Showing posts with label zander. Show all posts
Showing posts with label zander. Show all posts

Friday, December 21, 2012

Where have all the zander in the Fens gone..?



Here's the explanation, according to Barry McConnell, who's kindly provided some pictures of the culprits.

Mitten crabs are now spreading through the Fens. They started turning up in fish traps the EA placed for sea trout a few seasons back.

Here's Barry's take on the latest arrival in our drains and rivers:

"I started catching them around 2003, 2004 because I fish at night, with deadbaits. They're eating the zander spawn, because zander lay their eggs in a hollow in the ground.

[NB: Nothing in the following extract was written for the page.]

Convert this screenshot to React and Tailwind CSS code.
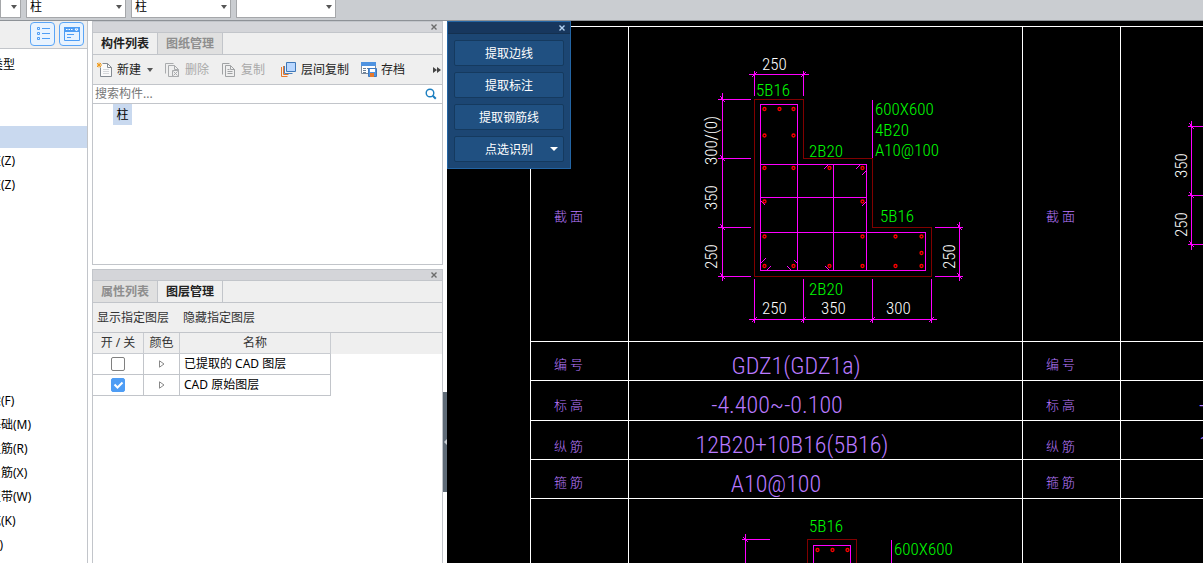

"If you can't leave a deadbait out without it being eaten by crabs, there's no way spawn can survive that. I came down here for a year a couple of seasons back and I caught bloody hundreds of crabs."

Unlike Barry and his mates, I've never actually landed a crab. But I've had chunks taken out of baits on the Relief, Cut-Off, Middle Level and the lower end of the Ouse.

Even after I stopped zander fishing a decade or so ago, I used to catch them occasionally pike fishing until four or five seasons back.

I suppose there's an irony in one alien invader wiping out another one. But I can't help mourning the zander's passing.

The Severn has now overtaken the Fens when it comes to zander fishing. Who'd have thought that 10 or 15 seasons ago.

But I wonder how long the crabs will take to get there. Zander aren't the only fish which lay their eggs on a scrape in the bottom.

Barbel and trout spawn likewise. I wonder how long it will be before the dreaded crabs start impacting on them. The mitten crab is considered one of the world's top 100 invasive species. They came to our shores in the ballast of cargo ships from Asia, which docked in the Thames.

Their young migrate inland, until they reach maturity after four or five years, when they return to brackish water to breed. During those four or five years, they can travel hundreds of miles from the sea.

That puts the upper reaches of most of our rivers within their reach - let alone the Fenland system. Some might wonder if the zander's decline will boost our pike populations. I'm no fisheries scientist, but I doubt it somehow.

Both existed side-by-side, when zander were prolific throughout the system. There are enough fodder fish in our waters to sustain both. Perhaps the explosion in silver fish over the last few seasons stems in part from a decline in predators.

I sometimes fear for the future, when it comes to predator fishing in the Fens.

I'm just the average bloke who goes out because he loves it, like most of the people I fish with.  After a grim start to the season, we're yet to see the impact of the Ouse being run off through the Relief Channel, with the resulting changes in flows and  levels.

I wrote about a drain last season where we caught more twenties than jacks. The question is what's going to happen once those few big fish are gone through old age or being flushed through the sluice gates.

Wednesday, May 23, 2012

Disco Dave with a big zander from the Fens

They say every picture tells a story. Back in the autumn of 2003, a rag-tag band of honchos hired out a cabin cruiser for a week's zander fishing on the Ouse, thinking it would be a bit like a floating bivvy and allow us to fish in comfort while enjoying the odd glass of shandy along the way.

This is the best we managed, a scraper double to Disco Dave. I have a few other pics I'll try and find, including one of a double I fluked by casting across the river to the same spot as soon as I'd done the pics of Dave's fish. Happy Days.

Sunday, April 29, 2012

Where are all the zander in the Fens..?

 
Caught many of these lately..? Thought not. Last season was the second in a row when I didn't see a single zander, let alone catch one.

Most winters before then would see one or two accidental captures of zander, including the odd decent one. I say accidental because despite the fact I gave up fishing for them years ago, they're still in most of the waters I fish for pike. And despite what you read to the contrary, they're not averse to picking up the odd sea dead.

There are all kinds of theories doing the rounds about why waters which once held zander in numbers now produce so few of them. They range from mitten crabs eating their spawn, to illegal fishmongers knocking them off with gill nets.

The irony is the zander weathered a storm a few years back, when there were calls to kill them because they were an "alien" species. The fact is they've been in the Fens since 1963, when the then Great Ouse River Board stocked 97 of them into the Relief Channel.

The Environment Agency said it wouldn't prosecute anyone for returning them. Bearing in mind officialdom struggles to prosecute anyone for illegally removing fish, that's not exactly surprising.

Zander are a valued sporting fish, which has found a niche in many of our rivers and drains. They bring badly-needed revenue to club coffers, from the anglers who still travel to the Fens to fish for them.

Perhaps it's time the EA investigated what's happened to the zander - not to mention why pike populations appear to be collapsing on so many of our waters.